* _TASK TO CARRY OUT_
Copy every line, leaving nothing out and adding nothing.

* _GIVEN DATA_
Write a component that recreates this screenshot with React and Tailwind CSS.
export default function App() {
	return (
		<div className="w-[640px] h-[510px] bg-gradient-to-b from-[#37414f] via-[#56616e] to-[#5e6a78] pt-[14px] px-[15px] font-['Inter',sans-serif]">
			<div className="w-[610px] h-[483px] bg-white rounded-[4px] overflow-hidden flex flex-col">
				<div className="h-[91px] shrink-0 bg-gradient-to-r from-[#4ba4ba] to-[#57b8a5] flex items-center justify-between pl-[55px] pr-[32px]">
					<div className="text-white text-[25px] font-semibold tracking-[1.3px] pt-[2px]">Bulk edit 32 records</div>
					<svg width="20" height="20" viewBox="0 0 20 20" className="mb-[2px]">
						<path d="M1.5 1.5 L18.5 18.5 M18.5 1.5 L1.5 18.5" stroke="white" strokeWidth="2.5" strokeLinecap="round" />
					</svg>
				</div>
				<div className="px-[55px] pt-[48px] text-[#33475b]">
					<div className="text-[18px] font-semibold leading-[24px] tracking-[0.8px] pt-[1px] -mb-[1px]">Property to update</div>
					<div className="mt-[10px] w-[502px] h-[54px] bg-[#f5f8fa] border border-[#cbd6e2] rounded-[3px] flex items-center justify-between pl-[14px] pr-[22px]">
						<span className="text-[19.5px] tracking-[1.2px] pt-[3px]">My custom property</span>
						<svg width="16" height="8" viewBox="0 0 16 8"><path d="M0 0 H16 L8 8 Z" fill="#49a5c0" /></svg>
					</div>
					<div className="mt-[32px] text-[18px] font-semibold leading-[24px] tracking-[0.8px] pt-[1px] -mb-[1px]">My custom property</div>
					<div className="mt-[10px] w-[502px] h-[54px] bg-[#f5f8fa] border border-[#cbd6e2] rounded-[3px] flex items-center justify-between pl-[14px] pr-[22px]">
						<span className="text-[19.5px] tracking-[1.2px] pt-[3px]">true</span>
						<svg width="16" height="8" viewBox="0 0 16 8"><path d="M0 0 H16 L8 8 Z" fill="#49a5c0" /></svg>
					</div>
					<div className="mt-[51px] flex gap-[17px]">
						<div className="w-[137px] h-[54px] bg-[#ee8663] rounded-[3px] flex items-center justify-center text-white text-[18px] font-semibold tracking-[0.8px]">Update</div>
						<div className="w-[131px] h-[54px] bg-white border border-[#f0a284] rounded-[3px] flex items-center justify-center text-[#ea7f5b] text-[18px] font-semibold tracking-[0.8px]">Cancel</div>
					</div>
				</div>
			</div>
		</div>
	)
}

* _TASK RESULT_
Write a component that recreates this screenshot with React and Tailwind CSS.
export default function App() {
	return (
		<div className="w-[640px] h-[510px] bg-gradient-to-b from-[#37414f] via-[#56616e] to-[#5e6a78] pt-[14px] px-[15px] font-['Inter',sans-serif]">
			<div className="w-[610px] h-[483px] bg-white rounded-[4px] overflow-hidden flex flex-col">
				<div className="h-[91px] shrink-0 bg-gradient-to-r from-[#4ba4ba] to-[#57b8a5] flex items-center justify-between pl-[55px] pr-[32px]">
					<div className="text-white text-[25px] font-semibold tracking-[1.3px] pt-[2px]">Bulk edit 32 records</div>
					<svg width="20" height="20" viewBox="0 0 20 20" className="mb-[2px]">
						<path d="M1.5 1.5 L18.5 18.5 M18.5 1.5 L1.5 18.5" stroke="white" strokeWidth="2.5" strokeLinecap="round" />
					</svg>
				</div>
				<div className="px-[55px] pt-[48px] text-[#33475b]">
					<div className="text-[18px] font-semibold leading-[24px] tracking-[0.8px] pt-[1px] -mb-[1px]">Property to update</div>
					<div className="mt-[10px] w-[502px] h-[54px] bg-[#f5f8fa] border border-[#cbd6e2] rounded-[3px] flex items-center justify-between pl-[14px] pr-[22px]">
						<span className="text-[19.5px] tracking-[1.2px] pt-[3px]">My custom property</span>
						<svg width="16" height="8" viewBox="0 0 16 8"><path d="M0 0 H16 L8 8 Z" fill="#49a5c0" /></svg>
					</div>
					<div className="mt-[32px] text-[18px] font-semibold leading-[24px] tracking-[0.8px] pt-[1px] -mb-[1px]">My custom property</div>
					<div className="mt-[10px] w-[502px] h-[54px] bg-[#f5f8fa] border border-[#cbd6e2] rounded-[3px] flex items-center justify-between pl-[14px] pr-[22px]">
						<span className="text-[19.5px] tracking-[1.2px] pt-[3px]">true</span>
						<svg width="16" height="8" viewBox="0 0 16 8"><path d="M0 0 H16 L8 8 Z" fill="#49a5c0" /></svg>
					</div>
					<div className="mt-[51px] flex gap-[17px]">
						<div className="w-[137px] h-[54px] bg-[#ee8663] rounded-[3px] flex items-center justify-center text-white text-[18px] font-semibold tracking-[0.8px]">Update</div>
						<div className="w-[131px] h-[54px] bg-white border border-[#f0a284] rounded-[3px] flex items-center justify-center text-[#ea7f5b] text-[18px] font-semibold tracking-[0.8px]">Cancel</div>
					</div>
				</div>
			</div>
		</div>
	)
}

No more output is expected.